It's bustling over here and folks are taking their seats.
Check out Brian Tong. He's modeling some wearable tech.
Here we go! It's starting.
Folks on deck: James Park, CEO Fitbit; Matt Rogers, Founder and VP and Engineering, Nest and Michael Buckwald, Founder and CEO, Leap Motion
First up a segment from Kara Tsuboi.
Motion sensing devices becoming big in devices, starting with video games.
Mentions of Leap Motion, Fitbit and Nest, of course.
Of all the things we're seeing here "you're freaking out people the most," Brian says to Michael Buckwald.
Brian: all of these panelists are taking is back to being children.
Looking at Brian Tong's look at the smart glasses he's wearing.
Brian Tong: an app links to the glasses. It has a tiny micro display that replicates the smartphone display. Vuzix Smart Glasses.
Brian Cooley: it's a more understandable leap from Google Glass.
Lindsey to the panelists: How has the smart phone made it easier for your interfaces?
Matt Rogers says it's a big part of Nest because it allows for interaction.
Brian Cooley: What's the integration plan? Don't all of you want to be out of the hardware business eventually?
Matt: there's a natural progression of technology, but there's still some things in our lives that people are used to.
Matt: We love being in the hardware business.
Brian Cooley to Michael Buckwald: moving toward other integration?
Michael: Want to make sure users don't have to carry around a big device to use their product, but there is room for that.
Brian Cooley asks James Park about Fitbit's usability
Talking about how Leap Motion filters out noise when it comes to motion.
Back to Brian Tong and taking a look into his brain.
A brain sensing headband from Muse.
Brain sensing technology lets you see what's going on in your own head and use that information.
Ultimately, Muse wants to make that a way to control appliances in your home, etc.
Brian Tong is feeling the headband. Muse is having a party where people will be able to pour beer with their minds.
Lindsey to the panel: wild stories of product use.
Matt: A man in Arizona who was away from his home, in an area that was on fire, was able to check on his house while away.
James: Parents turned falling asleep first into a competition among their kids.
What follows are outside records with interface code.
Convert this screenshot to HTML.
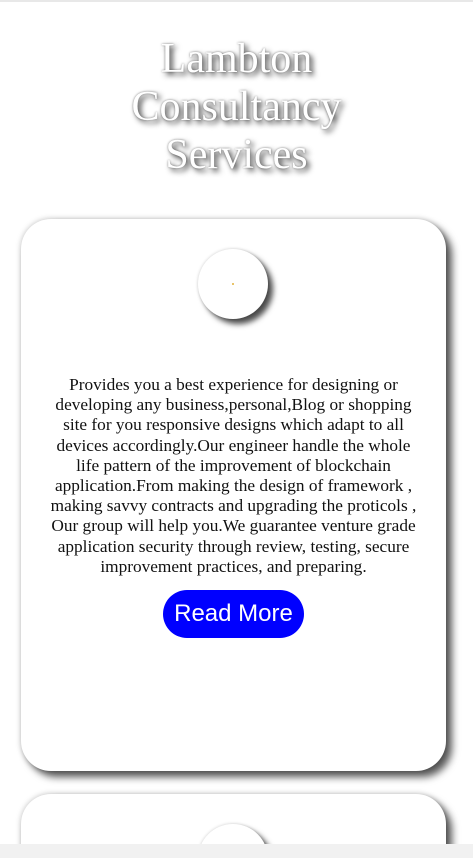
<!DOCTYPE html>
<html><head><meta charset="utf-8"><style>
html,body{margin:0;padding:0;background:#fff;width:473px;height:858px;overflow:hidden;position:relative;font-family:"Liberation Serif",serif}
.top{position:absolute;left:0;top:0;width:473px;height:2px;background:#e8e8e8}
.title{position:absolute;left:0;width:473px;top:35px;text-align:center;font-size:42px;line-height:48px;color:#fff;text-shadow:3px 3px 6px #333, 0 0 2px #888}
.card{position:absolute;left:21px;width:425px;background:#fff;border-radius:30px;box-shadow:6px 6px 8px rgba(0,0,0,0.65),0 0 6px rgba(0,0,0,0.25)}
.circ{position:absolute;left:177px;top:30px;width:70px;height:70px;border-radius:50%;background:#fff;box-shadow:5px 5px 6px rgba(0,0,0,0.7),0 0 3px rgba(0,0,0,0.2)}
.dot{position:absolute;left:34px;top:34px;width:2px;height:2px;background:#e9c46a}
.p{position:absolute;left:-10px;width:445px;top:156px;text-align:center;font-size:17.3px;line-height:20.2px;color:#111;white-space:nowrap}
.btn{position:absolute;left:142px;top:371px;width:141px;height:48px;border-radius:24px;background:#0000ff;color:#fff;font-family:"Liberation Sans",sans-serif;font-size:24px;line-height:48px;text-align:center}
.bot{position:absolute;left:0;top:844px;width:473px;height:14px;background:#f1f1f1}
</style></head><body>
<div class="top"></div>
<div class="title">Lambton<br>Consultancy<br>Services</div>
<div class="card" style="top:219px;height:552px">
<div class="circ"><div class="dot"></div></div>
<div class="p">Provides you a best experience for designing or<br>developing any business,personal,Blog or shopping<br>site for you responsive designs which adapt to all<br>devices accordingly.Our engineer handle the whole<br>life pattern of the improvement of blockchain<br>application.From making the design of framework ,<br>making savvy contracts and upgrading the proticols ,<br>Our group will help you.We guarantee venture grade<br>application security through review, testing, secure<br>improvement practices, and preparing.</div>
<div class="btn">Read More</div>
</div>
<div class="card" style="top:794px;height:64px;border-radius:30px 30px 0 0">
<div class="circ"></div>
</div>
<div class="bot"></div>
</body></html>
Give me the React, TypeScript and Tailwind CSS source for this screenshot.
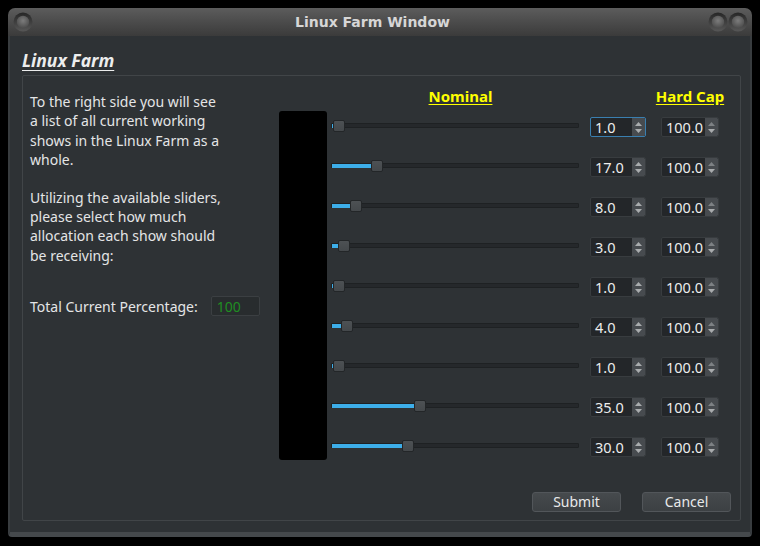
import React from "react";

const rows = [1, 17, 8, 3, 1, 4, 1, 35, 30];

function Knob({ id }: { id: string }) {
  return (
    <svg width="20" height="20" viewBox="0 0 20 20">
      <defs>
        <linearGradient id={`r${id}`} x1="0" y1="0" x2="0" y2="1">
          <stop offset="0" stopColor="#262626" />
          <stop offset="1" stopColor="#575757" />
        </linearGradient>
        <radialGradient id={`k${id}`} cx="0.5" cy="0.4" r="0.6">
          <stop offset="0" stopColor="#7c7c7c" />
          <stop offset="1" stopColor="#4c4c4c" />
        </radialGradient>
      </defs>
      <circle cx="10" cy="10" r="9.5" fill={`url(#r${id})`} />
      <circle cx="10" cy="10" r="6.2" fill={`url(#k${id})`} />
    </svg>
  );
}

function Arrows({ dimUp }: { dimUp?: boolean }) {
  return (
    <div className="w-[13px] h-full bg-[#474b4f] flex flex-col items-center justify-center gap-[3px] rounded-r-[1px]">
      <svg width="7" height="4" viewBox="0 0 7 4">
        <path d="M0 4 L3.5 0 L7 4 Z" fill={dimUp ? "#7d8184" : "#a9acae"} />
      </svg>
      <svg width="7" height="4" viewBox="0 0 7 4">
        <path d="M0 0 L3.5 4 L7 0 Z" fill="#a9acae" />
      </svg>
    </div>
  );
}

function Spin({ value, wide, focused }: { value: string; wide?: boolean; focused?: boolean }) {
  return (
    <div
      className={`flex h-[20px] rounded-[2px] border bg-[#232629] overflow-hidden ${
        wide ? "w-[58px]" : "w-[56px]"
      } ${focused ? "border-[#3a7fb0]" : "border-[#383c3f]"}`}
    >
      <div className="flex-1 flex items-center pl-[4px] text-[14.5px] leading-none text-[#eceded]">
        {value}
      </div>
      <Arrows dimUp={wide} />
    </div>
  );
}

function Slider({ value }: { value: number }) {
  const left = Math.round(value * 2.38);
  return (
    <div className="relative w-[250px] h-[14px] flex items-center">
      <div className="w-[248px] h-[5px] rounded-[1px] bg-[#25282b] border border-[#1e2123]" />
      <div
        className="absolute left-[1px] top-[5px] h-[4px] bg-[#3daee9]"
        style={{ width: Math.max(left, 1) }}
      />
      <div
        className="absolute top-[1px] w-[12px] h-[12px] rounded-[2px] border border-[#232628] bg-gradient-to-b from-[#4d5154] to-[#44484b]"
        style={{ left }}
      />
    </div>
  );
}

export default function App() {
  return (
    <div className="w-[760px] h-[546px] bg-black pt-[8px] pl-[8px] font-['Noto_Sans',sans-serif] text-[#e4e5e6]">
      <div className="w-[744px] h-[529px] flex flex-col">
        {/* title bar */}
        <div className="h-[28px] flex items-center rounded-t-[7px] bg-gradient-to-b from-[#5c5c5c] to-[#3b3b3b] pl-[5px] pr-[4px]">
          <div className="w-[24px] flex items-center">
            <Knob id="a" />
          </div>
          <div className="flex-1 text-center font-['DejaVu_Sans',sans-serif] font-bold text-[14px] text-[#d6d6d6] pt-[1px]">
            Linux Farm Window
          </div>
          <div className="flex items-center">
            <Knob id="b" />
            <Knob id="c" />
          </div>
        </div>
        {/* body */}
        <div className="flex-1 bg-[#2e3235] border-x-2 border-b-[5px] border-x-[#383c3f] border-b-[#45494c] rounded-b-[4px] pl-[12px] pt-[13px]">
          <div className="h-[23px] leading-[23px] text-[17.5px] font-bold italic underline underline-offset-[3px] text-[#eceded]">
            Linux Farm
          </div>
          <div className="mt-[3px] w-[719px] h-[446px] border border-[#414548] rounded-[2px] flex flex-col">
            <div className="flex items-start flex-1">
              {/* left column */}
              <div className="w-[256px] shrink-0 pl-[7px] pt-[16px] text-[14px] leading-[19.4px]">
                <p>
                  To the right side you will see
                  <br />a list of all current working
                  <br />
                  shows in the Linux Farm as a
                  <br />
                  whole.
                </p>
                <p className="mt-[18px]">
                  Utilizing the available sliders,
                  <br />
                  please select how much
                  <br />
                  allocation each show should
                  <br />
                  be receiving:
                </p>
                <div className="mt-[31px] flex items-center h-[20px] gap-[13px]">
                  <span>Total Current Percentage:</span>
                  <div className="w-[49px] h-[20px] bg-[#282c2e] border border-[#3b3f42] rounded-[2px] flex items-center pl-[5px] text-[#1f8e22]">
                    100
                  </div>
                </div>
              </div>
              {/* right panel */}
              <div className="pt-[10px] flex flex-col shrink-0">
                <div className="flex h-[20px] items-center text-[15px] font-bold text-[#ffff00] whitespace-nowrap">
                  <div className="w-[52px] shrink-0" />
                  <div className="w-[250px] shrink-0 flex justify-center pl-[9px]">
                    <span className="underline underline-offset-[2px]">Nominal</span>
                  </div>
                  <div className="w-[80px] shrink-0" />
                  <div className="w-[58px] shrink-0 flex justify-center">
                    <span className="underline underline-offset-[2px]">Hard Cap</span>
                  </div>
                </div>
                <div className="flex items-start">
                  <div className="w-[48px] h-[349px] mt-[5px] bg-black rounded-[3px] shrink-0" />
                  <div className="ml-[4px] flex flex-col">
                    {rows.map((v, i) => (
                      <div key={i} className="h-[40px] flex items-center">
                        <div className="w-[250px] flex items-center -mt-[1px]">
                          <Slider value={v} />
                        </div>
                        <div className="ml-[9px] mt-[2px]">
                          <Spin value={v.toFixed(1)} focused={i === 0} />
                        </div>
                        <div className="ml-[15px] mt-[2px]">
                          <Spin value="100.0" wide />
                        </div>
                      </div>
                    ))}
                  </div>
                </div>
              </div>
            </div>
            <div className="flex justify-end gap-[21px] pr-[9px] pb-[8px]">
              <button className="w-[89px] h-[20px] rounded-[3px] border border-[#52565a] bg-gradient-to-b from-[#464a4d] to-[#3c4043] text-[14px] leading-none text-[#e8e9ea]">
                Submit
              </button>
              <button className="w-[89px] h-[20px] rounded-[3px] border border-[#52565a] bg-gradient-to-b from-[#464a4d] to-[#3c4043] text-[14px] leading-none text-[#e8e9ea]">
                Cancel
              </button>
            </div>
          </div>
        </div>
      </div>
    </div>
  );
}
They used Fitbit to see who could fall asleep first.
Michael: People who can't use regular ways to engage with technology, i.e., games, social media.
Michael: the goal of Leap Motion is to feel like your arm is an extension of your computer.
Brian Cooley asks panels about getting the word out to customers when they feel comfortable with keyboards, mouse, etc.
Matt: Letting people see the product in action.
Cooley showing off the Nest.
Lindsey talks about what got her into the Nest. She reviewed it for CNET.